Palavras-chave: Norma de transição. Período básico de cálculo. Interesse público.


INTRODUÇÃO

Este artigo visa a trazer à discussão a natureza e aplicação do artigo 3º da Lei 9.876/99, assim como, sucintamente, analisar o papel do Procurador Federal atuante perante a maior Autarquia Federal do país.

A idéia surgiu de uma simples consulta feita por um segurado, fora do ambiente da Procuradoria, situação corriqueira para todos os Procuradores da Previdência, sobre o cálculo de seu benefício. O segurado não conseguia entender como, após quase vinte anos como alto executivo de uma multinacional, seu benefício atingira renda mensal inicial pequena. Tratava-se de caso em que o período básico de cálculo havia sido limitado à fase em que o segurado não era mais executivo, tinha reduzido bastante suas contribuições por conta do desemprego.

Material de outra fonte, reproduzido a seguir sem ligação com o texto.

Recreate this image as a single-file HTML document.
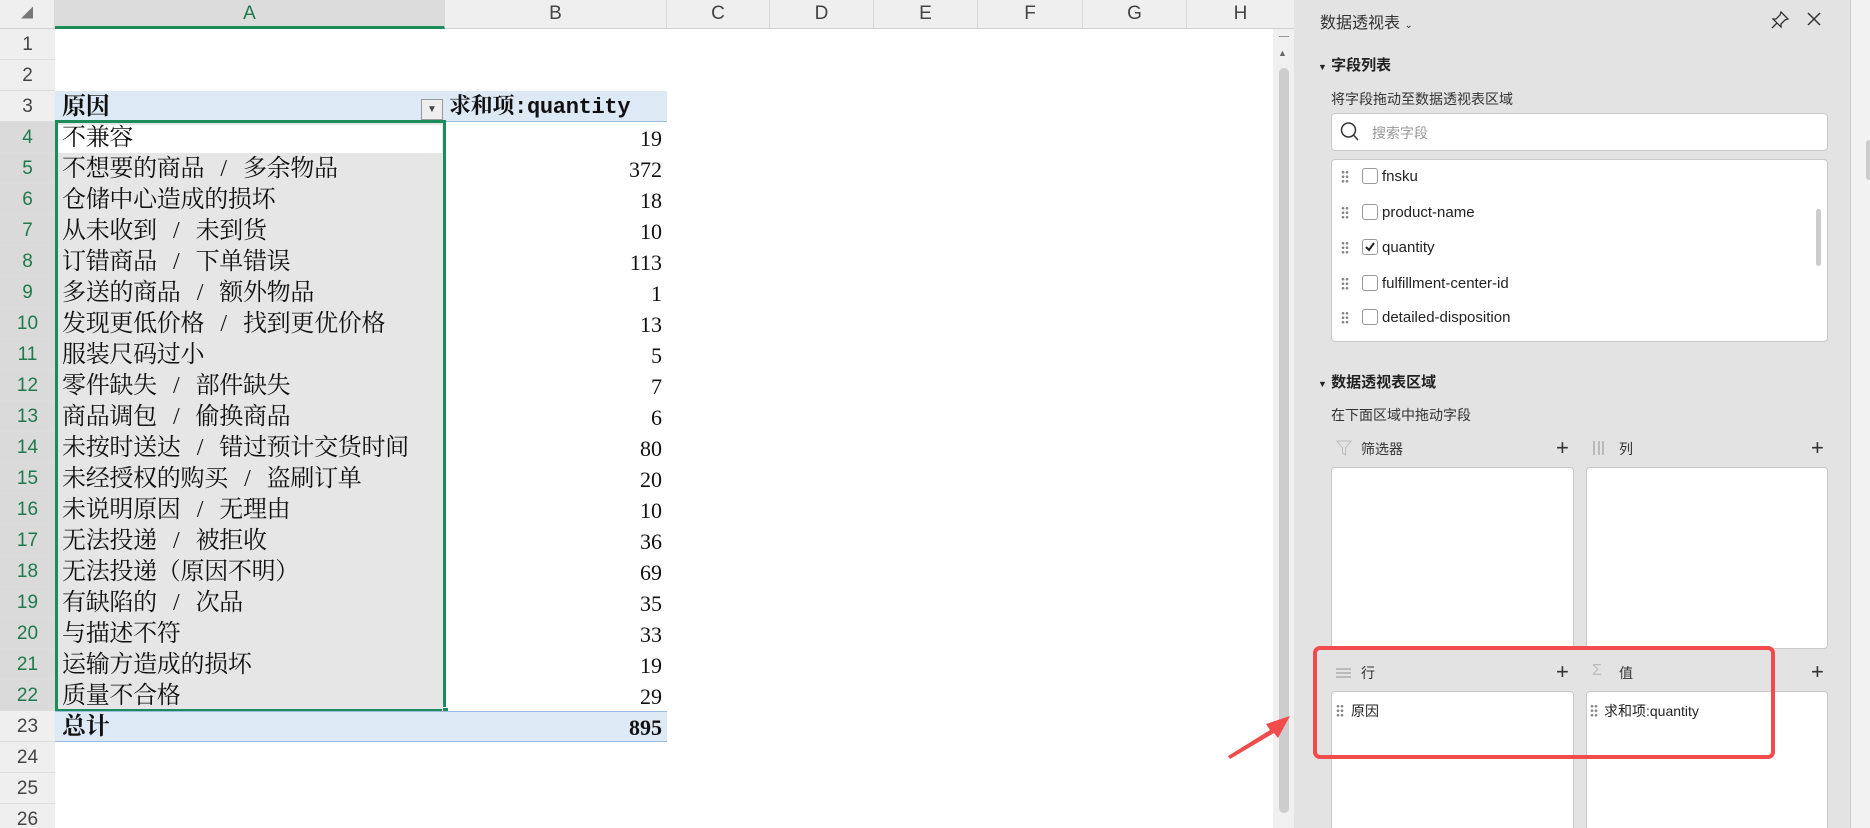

Ao levar o caso à Contadoria da Autarquia, esta Procuradora pediu que fosse feito o cálculo pela regra nova e geral do artigo 29, da Lei 8.213/91. Tal cálculo sequer foi feito pelos servidores: qual foi a surpresa ao saber que o sistema sequer permitia que o cálculo fosse feito pela regra nova, certamente mais favorável ao segurado. O sistema leva em consideração apenas a data de filiação à Previdência e a data da entrada do requerimento administrativo. Trata-se de um sistema engessado.

O caso me deixou de mãos atadas e com vontade de desempenhar melhor meu papel como Procuradora Federal e servidora pública. Essa é a razão deste artigo: trazer à tona uma situação fática, muitas vezes injusta, que pode ser adequada para melhor atendimento do interesse público em geral, não apenas do segurado, como veremos a seguir.


ARTIGO 29 DA LEI 8.213/91

Há quase dez anos, a Lei de Benefícios sofreu profundas alterações trazidas pela Lei 9.876/99. Dentre elas, a que se pretende discutir neste estudo é a referente ao período básico de cálculo dos benefícios.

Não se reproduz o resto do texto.